Photography with the BOMM V810
You’ll see a few photographs made with the BOMM V810 and lenses mentioned dotted throughout the article to this point. Here are a few more. The “Christmas Card” photograph presented a few challenges, none of which were with the camera in the adverse weather I encountered. The photographer, on the other hand, developed a loud annoying whine before the day was through. Temperatures were in the single digits F, with wind chills well below zero F. I have included both 8×10 and 6×17 format photographs here.
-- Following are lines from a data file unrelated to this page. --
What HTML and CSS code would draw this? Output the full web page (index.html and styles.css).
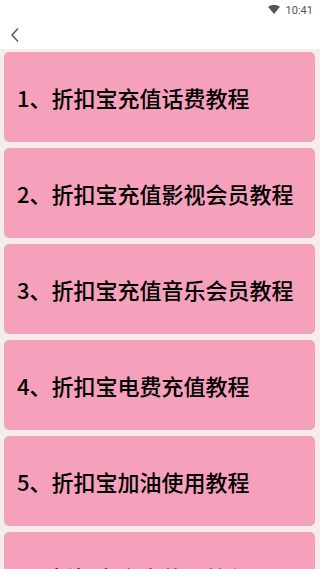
FILE: index.html
```html
<!DOCTYPE html>
<html lang="zh">
<head>
<meta charset="utf-8">
<link rel="stylesheet" href="styles.css">
</head>
<body>
<div class="status">
  <svg class="wifi" width="12" height="9" viewBox="0 0 12 9"><path d="M0 1.8 Q6 -2.2 12 1.8 L6 9 Z" fill="#555"/></svg>
  <span class="time">10:41</span>
</div>
<div class="toolbar">
  <svg class="back" width="12" height="16" viewBox="0 0 12 16"><path d="M9 1.5 L3 8 L9 14.5" fill="none" stroke="#555" stroke-width="1.4"/></svg>
</div>
<div class="list">
  <div class="card">1、折扣宝充值话费教程</div>
  <div class="card">2、折扣宝充值影视会员教程</div>
  <div class="card">3、折扣宝充值音乐会员教程</div>
  <div class="card">4、折扣宝电费充值教程</div>
  <div class="card">5、折扣宝加油使用教程</div>
  <div class="card">6、折扣宝商户使用教程</div>
</div>
</body>
</html>
```
FILE: styles.css
```css
html, body { margin: 0; padding: 0; }
body {
  width: 320px;
  height: 569px;
  overflow: hidden;
  background: #fff;
  font-family: "Noto Sans CJK SC", "Liberation Sans", sans-serif;
}
.status {
  height: 20px;
  display: flex;
  align-items: center;
  justify-content: flex-end;
  padding-right: 7px;
  gap: 6px;
}
.wifi { margin-top: -1px; }
.time {
  font-family: Roboto, "Liberation Sans", sans-serif;
  font-size: 11px;
  color: #555;
  line-height: 1;
}
.toolbar {
  height: 29px;
  display: flex;
  align-items: center;
  padding-left: 9px;
}
.back { margin-top: 0; }
.list {
  background: #f6ece9;
  padding: 3px 5px 0 4px;
  display: flex;
  flex-direction: column;
  gap: 6px;
}
.card {
  height: 90px;
  background: #f5a1bc;
  border-radius: 5px;
  display: flex;
  align-items: center;
  padding-left: 13px;
  font-size: 22px;
  font-weight: 500;
  color: #000;
  flex-shrink: 0;
}
```
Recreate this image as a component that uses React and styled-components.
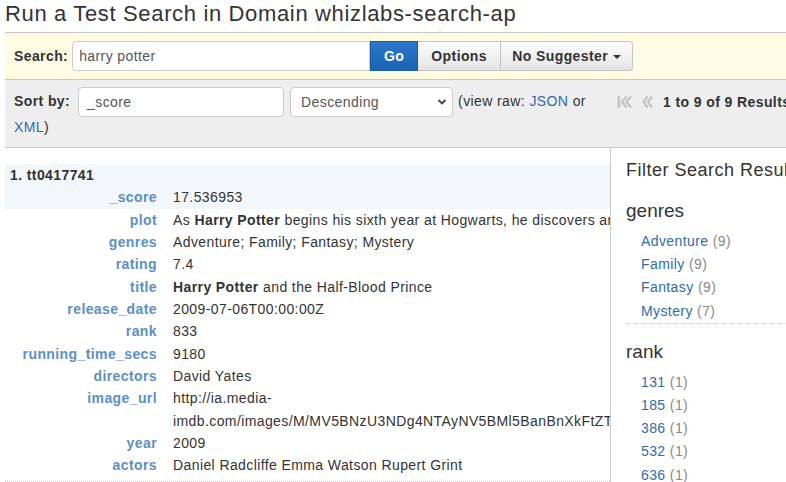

The case that Manuel built for the BOMM is a work of art unto itself. There are padded compartments for the camera and for the reducing back. The camera is personalized for me, including the #BelieveInFilm hashtag and my name on the reducing back. Even the leather straps have red stitching. The attention to detail is incredible, and there is so much detail it takes time to absorb it all. It seems like every time I am using the camera I find something I hadn’t noticed before.
To be very honest, the BOMM was not inexpensive although, in fairness, it was not the most expensive camera I have ever purchased. It was expensive enough that I paused before I spent the money but in return, I have the most beautiful camera I have ever seen, and an instrument that is very well crafted and intuitive to use. I usually have some sort of buyer’s remorse when I purchase expensive things. That is not the case with this camera. This is a purchase I would absolutely do again.
I feel obligated to note that I ordered the camera in November (2017) and received the camera in September 2018. There were times that I was frustrated with the wait, but in the end, seeing all of the had crafting involved in making the camera, the wait time was more than reasonable.
Lastly, and probably most importantly, working with Max on this has been so enjoyable. He is truly a genius, and one of the most talented craftsman I have ever encountered. For him, there is nothing that is impossible, only challenges looking for solutions. I know this camera will outlast me by a long time and will be a tribute to Max for years and years to come.
The journey from conception to completion has been a blast!